AIM OF THE TASK:
Extract word for word the lines of the listing from its start to the line holding "rows.map(([name, ram, greg, t])", both ends kept; pictures are not part of the copy.

DATA EXCERPT:
▽
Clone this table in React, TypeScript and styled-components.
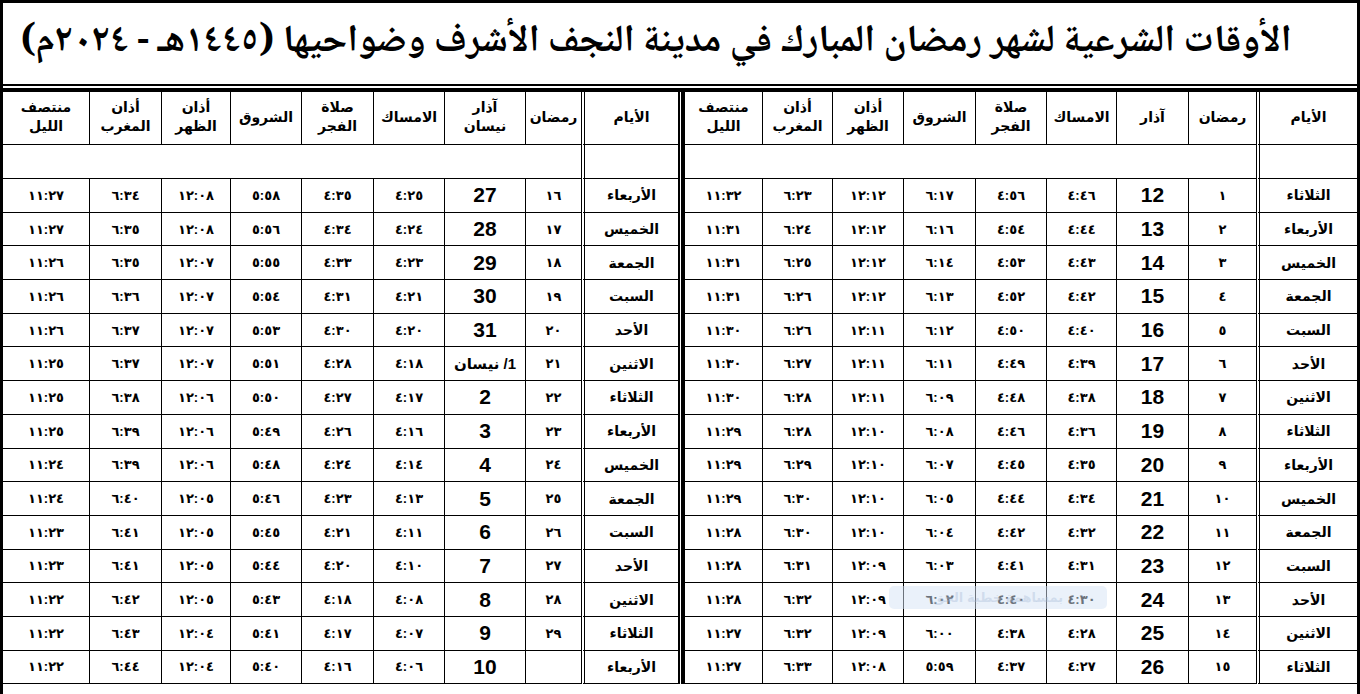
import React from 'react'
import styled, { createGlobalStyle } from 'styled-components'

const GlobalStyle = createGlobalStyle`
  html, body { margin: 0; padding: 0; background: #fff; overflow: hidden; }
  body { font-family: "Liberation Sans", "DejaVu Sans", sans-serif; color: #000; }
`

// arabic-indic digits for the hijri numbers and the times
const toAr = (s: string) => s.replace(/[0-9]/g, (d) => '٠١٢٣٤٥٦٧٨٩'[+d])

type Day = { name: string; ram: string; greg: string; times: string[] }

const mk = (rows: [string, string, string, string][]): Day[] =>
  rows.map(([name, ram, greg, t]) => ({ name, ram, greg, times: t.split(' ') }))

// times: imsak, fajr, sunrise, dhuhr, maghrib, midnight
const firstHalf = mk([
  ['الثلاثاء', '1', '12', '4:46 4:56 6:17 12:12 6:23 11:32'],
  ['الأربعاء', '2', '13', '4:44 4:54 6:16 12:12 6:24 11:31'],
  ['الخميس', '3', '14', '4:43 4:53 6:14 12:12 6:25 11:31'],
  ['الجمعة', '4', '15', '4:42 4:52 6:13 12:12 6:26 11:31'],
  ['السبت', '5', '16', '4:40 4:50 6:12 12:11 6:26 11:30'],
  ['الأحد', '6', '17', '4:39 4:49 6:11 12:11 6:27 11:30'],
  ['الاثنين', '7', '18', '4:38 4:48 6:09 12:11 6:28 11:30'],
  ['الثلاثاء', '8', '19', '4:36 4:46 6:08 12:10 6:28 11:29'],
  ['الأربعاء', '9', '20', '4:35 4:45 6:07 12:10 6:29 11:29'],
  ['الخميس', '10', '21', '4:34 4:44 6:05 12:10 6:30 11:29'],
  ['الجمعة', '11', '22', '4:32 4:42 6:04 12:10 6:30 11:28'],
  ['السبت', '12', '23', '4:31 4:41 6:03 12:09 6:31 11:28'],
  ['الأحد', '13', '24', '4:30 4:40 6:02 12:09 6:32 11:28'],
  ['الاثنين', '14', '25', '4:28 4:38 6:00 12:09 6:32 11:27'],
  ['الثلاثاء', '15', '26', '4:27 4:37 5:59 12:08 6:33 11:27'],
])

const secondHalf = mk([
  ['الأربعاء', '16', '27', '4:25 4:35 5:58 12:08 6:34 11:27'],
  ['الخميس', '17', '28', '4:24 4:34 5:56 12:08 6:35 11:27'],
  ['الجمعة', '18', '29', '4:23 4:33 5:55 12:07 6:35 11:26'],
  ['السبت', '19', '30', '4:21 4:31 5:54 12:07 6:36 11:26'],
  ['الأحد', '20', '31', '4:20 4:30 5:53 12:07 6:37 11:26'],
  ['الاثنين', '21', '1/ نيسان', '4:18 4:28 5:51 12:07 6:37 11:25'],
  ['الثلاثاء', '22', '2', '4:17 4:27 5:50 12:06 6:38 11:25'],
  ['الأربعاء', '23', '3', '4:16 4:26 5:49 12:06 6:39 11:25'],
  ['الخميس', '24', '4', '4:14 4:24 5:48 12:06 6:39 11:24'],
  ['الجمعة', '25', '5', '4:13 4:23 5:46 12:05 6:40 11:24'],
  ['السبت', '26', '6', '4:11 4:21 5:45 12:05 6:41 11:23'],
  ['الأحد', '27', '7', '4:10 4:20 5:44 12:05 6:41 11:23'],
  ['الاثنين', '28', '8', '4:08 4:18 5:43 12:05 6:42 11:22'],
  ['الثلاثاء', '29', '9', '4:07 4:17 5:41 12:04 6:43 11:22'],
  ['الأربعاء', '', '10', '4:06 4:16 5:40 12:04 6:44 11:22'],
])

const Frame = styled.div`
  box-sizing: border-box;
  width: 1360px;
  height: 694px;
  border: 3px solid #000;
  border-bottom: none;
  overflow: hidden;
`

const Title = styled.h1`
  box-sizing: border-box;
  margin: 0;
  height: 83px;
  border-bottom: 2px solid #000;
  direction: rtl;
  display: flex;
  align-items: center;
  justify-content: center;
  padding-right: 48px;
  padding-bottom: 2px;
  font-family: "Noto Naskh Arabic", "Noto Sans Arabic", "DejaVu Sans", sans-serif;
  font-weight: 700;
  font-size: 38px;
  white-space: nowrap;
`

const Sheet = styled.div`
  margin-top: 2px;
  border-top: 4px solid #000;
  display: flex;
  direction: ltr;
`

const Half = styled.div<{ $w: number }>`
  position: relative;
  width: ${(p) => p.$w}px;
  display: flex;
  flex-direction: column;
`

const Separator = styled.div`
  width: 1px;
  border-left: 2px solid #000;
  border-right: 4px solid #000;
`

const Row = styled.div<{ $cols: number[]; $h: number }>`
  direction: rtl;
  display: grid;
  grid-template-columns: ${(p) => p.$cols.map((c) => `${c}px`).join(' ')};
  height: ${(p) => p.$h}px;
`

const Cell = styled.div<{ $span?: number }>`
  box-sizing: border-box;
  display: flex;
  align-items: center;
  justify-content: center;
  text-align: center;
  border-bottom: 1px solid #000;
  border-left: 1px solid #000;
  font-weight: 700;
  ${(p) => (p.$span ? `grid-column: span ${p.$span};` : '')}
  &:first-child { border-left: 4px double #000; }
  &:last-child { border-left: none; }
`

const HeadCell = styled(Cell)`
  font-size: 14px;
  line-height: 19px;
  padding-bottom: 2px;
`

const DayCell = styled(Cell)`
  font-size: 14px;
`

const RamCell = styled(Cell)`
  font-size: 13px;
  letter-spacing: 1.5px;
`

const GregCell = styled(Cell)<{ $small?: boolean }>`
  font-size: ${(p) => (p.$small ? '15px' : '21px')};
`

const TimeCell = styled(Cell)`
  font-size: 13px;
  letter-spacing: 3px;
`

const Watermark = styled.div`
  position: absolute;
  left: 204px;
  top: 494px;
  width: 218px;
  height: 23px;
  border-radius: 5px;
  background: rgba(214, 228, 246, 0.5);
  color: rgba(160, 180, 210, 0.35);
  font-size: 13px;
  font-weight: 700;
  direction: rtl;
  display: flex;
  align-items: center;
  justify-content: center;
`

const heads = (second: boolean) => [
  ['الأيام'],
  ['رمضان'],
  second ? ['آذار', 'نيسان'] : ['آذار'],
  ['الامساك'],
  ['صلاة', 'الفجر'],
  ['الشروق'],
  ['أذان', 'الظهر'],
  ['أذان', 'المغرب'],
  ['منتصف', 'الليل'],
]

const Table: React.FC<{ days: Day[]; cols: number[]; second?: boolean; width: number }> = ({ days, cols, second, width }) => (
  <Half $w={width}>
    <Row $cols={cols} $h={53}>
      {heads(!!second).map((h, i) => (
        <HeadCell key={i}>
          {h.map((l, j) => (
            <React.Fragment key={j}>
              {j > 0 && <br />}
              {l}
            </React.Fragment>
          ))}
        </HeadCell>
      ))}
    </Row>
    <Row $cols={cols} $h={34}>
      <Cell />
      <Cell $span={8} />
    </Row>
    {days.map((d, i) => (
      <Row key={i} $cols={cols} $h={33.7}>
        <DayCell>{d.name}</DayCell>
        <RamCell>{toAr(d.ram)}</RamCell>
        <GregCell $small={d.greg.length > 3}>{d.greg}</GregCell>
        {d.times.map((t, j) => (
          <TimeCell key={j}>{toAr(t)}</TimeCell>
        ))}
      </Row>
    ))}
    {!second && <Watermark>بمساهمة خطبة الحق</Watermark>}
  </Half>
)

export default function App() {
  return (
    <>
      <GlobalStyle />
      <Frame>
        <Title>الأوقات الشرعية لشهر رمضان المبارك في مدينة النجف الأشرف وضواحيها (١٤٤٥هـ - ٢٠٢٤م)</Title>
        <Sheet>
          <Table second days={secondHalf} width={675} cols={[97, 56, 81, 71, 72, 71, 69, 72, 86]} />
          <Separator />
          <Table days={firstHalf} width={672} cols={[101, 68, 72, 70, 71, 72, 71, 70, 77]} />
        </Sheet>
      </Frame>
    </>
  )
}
△
WRITTEN ANSWER:
Clone this table in React, TypeScript and styled-components.
import React from 'react'
import styled, { createGlobalStyle } from 'styled-components'

const GlobalStyle = createGlobalStyle`
  html, body { margin: 0; padding: 0; background: #fff; overflow: hidden; }
  body { font-family: "Liberation Sans", "DejaVu Sans", sans-serif; color: #000; }
`

// arabic-indic digits for the hijri numbers and the times
const toAr = (s: string) => s.replace(/[0-9]/g, (d) => '٠١٢٣٤٥٦٧٨٩'[+d])

type Day = { name: string; ram: string; greg: string; times: string[] }

const mk = (rows: [string, string, string, string][]): Day[] =>
  rows.map(([name, ram, greg, t]) => ({ name, ram, greg, times: t.split(' ') }))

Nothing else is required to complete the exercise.